• **WHAT THE TASK REQUIRES**
Search the material and gather each line with "this" in it.

• **DATASET ENTRIES**

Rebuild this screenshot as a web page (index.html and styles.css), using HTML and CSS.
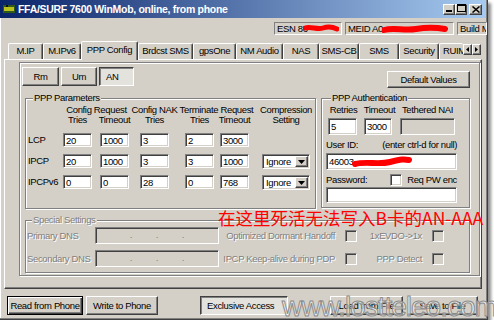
---
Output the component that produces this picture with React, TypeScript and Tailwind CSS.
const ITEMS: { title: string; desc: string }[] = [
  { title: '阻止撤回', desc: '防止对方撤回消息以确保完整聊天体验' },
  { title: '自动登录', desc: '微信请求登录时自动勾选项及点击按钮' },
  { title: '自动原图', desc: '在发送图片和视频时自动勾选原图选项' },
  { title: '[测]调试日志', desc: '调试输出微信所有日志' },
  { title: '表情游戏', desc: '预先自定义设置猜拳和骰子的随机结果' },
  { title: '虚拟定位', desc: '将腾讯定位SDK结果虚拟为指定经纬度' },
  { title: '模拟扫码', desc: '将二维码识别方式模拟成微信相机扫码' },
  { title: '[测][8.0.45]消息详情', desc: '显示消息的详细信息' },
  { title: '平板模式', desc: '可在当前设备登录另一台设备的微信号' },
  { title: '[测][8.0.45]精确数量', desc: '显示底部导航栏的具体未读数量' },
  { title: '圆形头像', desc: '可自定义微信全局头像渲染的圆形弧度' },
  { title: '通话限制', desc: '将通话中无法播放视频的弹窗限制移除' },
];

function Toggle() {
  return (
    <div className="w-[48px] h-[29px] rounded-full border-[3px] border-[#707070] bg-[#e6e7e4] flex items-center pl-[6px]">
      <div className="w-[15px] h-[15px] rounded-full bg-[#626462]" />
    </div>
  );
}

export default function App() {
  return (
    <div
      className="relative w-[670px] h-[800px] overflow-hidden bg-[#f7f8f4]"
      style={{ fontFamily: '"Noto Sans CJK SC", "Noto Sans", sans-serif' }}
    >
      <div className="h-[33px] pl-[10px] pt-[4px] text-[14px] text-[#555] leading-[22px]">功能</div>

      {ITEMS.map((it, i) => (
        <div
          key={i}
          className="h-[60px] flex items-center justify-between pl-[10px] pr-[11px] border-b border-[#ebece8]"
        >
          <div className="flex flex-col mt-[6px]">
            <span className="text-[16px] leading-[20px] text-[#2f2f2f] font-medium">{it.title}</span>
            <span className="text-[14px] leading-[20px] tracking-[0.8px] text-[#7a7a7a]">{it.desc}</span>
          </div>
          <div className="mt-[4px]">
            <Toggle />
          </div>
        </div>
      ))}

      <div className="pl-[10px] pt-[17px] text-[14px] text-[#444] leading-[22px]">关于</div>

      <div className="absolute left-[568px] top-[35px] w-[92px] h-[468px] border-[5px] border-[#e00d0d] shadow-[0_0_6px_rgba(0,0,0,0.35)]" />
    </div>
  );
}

• **ANSWER TO THE TASK**
Rebuild this screenshot as a web page (index.html and styles.css), using HTML and CSS.
Output the component that produces this picture with React, TypeScript and Tailwind CSS.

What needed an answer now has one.